> Task instructions: Indicate only the number of lines in the listing below in which the word "components" appears.

> Given data:

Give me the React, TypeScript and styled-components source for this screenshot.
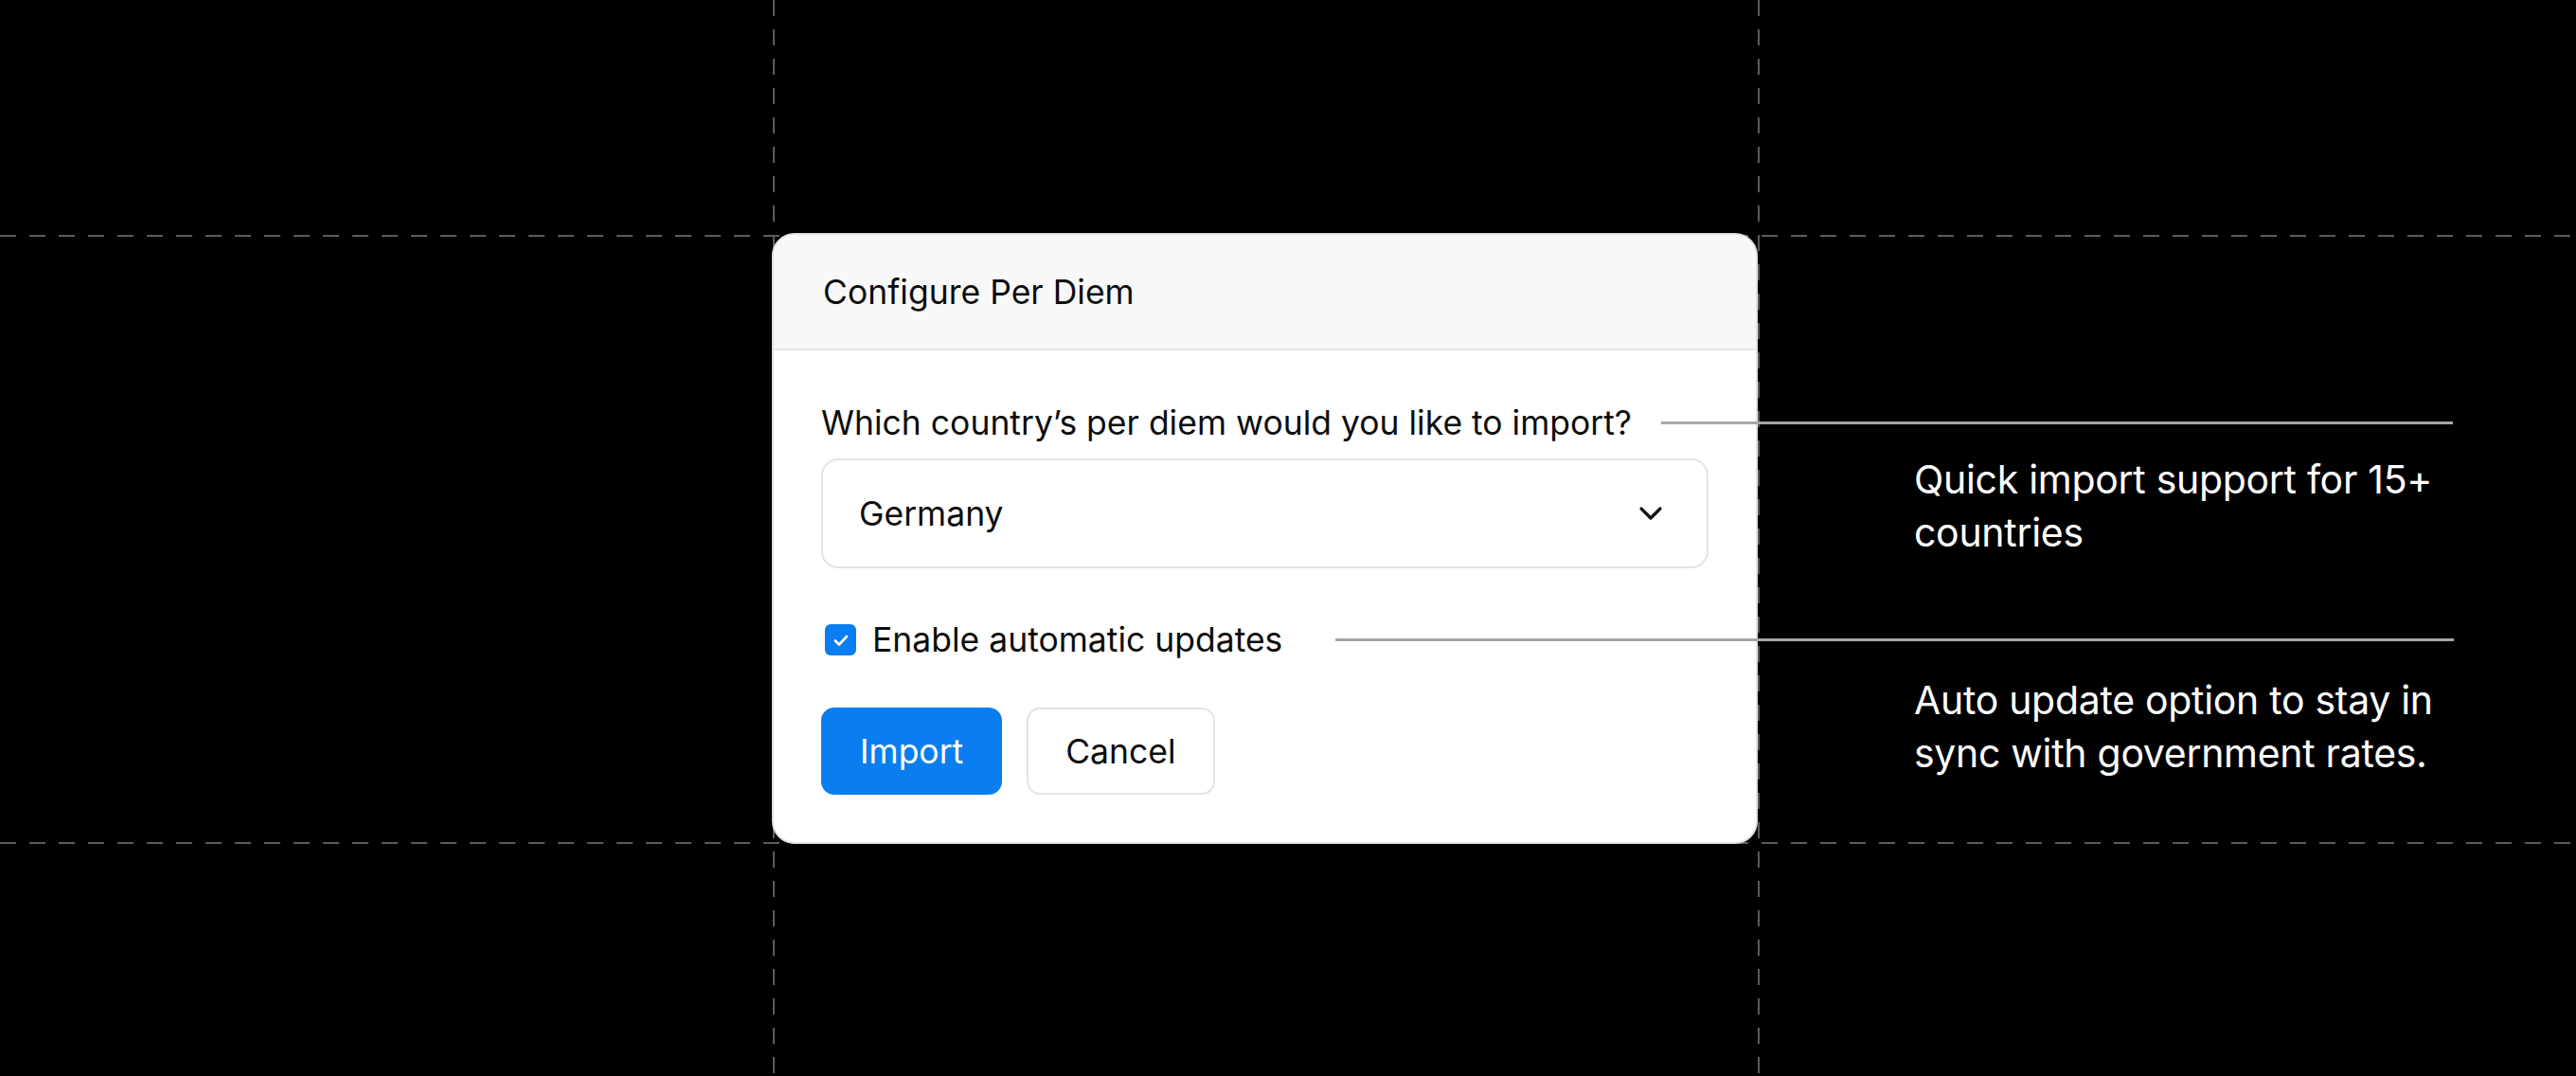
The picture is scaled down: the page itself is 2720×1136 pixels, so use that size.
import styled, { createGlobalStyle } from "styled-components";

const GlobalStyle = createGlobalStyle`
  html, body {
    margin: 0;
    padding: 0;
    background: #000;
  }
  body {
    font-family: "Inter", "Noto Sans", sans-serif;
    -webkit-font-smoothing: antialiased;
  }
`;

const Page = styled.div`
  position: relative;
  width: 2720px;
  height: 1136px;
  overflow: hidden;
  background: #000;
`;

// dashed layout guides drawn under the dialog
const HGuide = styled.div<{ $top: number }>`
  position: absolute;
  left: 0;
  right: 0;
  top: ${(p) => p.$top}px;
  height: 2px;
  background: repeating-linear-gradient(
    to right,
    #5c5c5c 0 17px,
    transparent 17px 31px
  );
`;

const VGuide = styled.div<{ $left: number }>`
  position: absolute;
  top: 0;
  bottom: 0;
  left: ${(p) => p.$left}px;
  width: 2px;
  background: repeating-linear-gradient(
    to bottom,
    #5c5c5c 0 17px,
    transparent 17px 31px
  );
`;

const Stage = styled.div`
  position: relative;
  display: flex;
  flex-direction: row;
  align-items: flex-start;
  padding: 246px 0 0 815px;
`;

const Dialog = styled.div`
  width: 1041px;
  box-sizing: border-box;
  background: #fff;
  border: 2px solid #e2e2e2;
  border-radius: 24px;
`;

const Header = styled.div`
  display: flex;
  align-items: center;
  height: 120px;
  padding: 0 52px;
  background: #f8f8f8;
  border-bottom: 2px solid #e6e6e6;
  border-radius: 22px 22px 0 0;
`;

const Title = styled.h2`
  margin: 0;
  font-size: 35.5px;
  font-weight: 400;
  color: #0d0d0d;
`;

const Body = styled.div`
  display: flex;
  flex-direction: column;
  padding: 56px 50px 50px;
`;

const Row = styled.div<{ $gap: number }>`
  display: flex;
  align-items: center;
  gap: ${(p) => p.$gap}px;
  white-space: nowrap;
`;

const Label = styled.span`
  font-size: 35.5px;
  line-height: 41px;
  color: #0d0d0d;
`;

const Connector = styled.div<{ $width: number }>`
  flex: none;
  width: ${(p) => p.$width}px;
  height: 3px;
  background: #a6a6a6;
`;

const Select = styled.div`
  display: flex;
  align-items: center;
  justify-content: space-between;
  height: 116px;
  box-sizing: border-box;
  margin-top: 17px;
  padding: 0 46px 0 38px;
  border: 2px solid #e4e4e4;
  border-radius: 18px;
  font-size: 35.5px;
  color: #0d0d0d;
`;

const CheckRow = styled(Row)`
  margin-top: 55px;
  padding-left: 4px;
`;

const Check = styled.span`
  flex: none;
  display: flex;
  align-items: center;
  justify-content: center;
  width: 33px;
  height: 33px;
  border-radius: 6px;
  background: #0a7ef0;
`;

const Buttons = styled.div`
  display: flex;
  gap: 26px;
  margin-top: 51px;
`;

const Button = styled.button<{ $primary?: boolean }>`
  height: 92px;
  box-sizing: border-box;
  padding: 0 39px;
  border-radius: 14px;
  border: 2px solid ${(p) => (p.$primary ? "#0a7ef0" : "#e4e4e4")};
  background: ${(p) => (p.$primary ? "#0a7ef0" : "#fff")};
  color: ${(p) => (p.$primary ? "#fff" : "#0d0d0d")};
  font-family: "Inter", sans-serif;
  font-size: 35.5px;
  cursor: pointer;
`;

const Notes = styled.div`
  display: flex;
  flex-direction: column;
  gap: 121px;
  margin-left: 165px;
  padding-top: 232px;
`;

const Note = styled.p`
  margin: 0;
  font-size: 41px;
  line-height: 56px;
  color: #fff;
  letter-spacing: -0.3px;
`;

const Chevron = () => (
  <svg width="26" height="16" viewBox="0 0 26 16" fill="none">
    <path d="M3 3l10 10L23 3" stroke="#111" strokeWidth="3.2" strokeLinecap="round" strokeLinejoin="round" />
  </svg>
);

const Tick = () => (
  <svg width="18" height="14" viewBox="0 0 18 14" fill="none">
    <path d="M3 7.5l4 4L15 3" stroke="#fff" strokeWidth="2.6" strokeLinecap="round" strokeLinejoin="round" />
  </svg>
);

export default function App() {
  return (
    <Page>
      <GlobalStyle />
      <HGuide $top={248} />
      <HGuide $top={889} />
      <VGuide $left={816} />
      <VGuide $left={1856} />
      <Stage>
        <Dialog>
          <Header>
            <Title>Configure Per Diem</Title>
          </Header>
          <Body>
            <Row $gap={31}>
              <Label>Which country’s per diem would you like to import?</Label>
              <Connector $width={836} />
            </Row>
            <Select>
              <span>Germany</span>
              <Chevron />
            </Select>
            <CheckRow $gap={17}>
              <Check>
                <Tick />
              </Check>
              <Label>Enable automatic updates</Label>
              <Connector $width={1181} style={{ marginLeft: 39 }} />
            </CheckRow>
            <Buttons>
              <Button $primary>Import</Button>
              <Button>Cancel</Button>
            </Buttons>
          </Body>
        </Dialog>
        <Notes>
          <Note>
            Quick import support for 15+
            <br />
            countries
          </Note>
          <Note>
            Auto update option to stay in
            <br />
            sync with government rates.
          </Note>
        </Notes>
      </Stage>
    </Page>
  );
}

> Task result: 2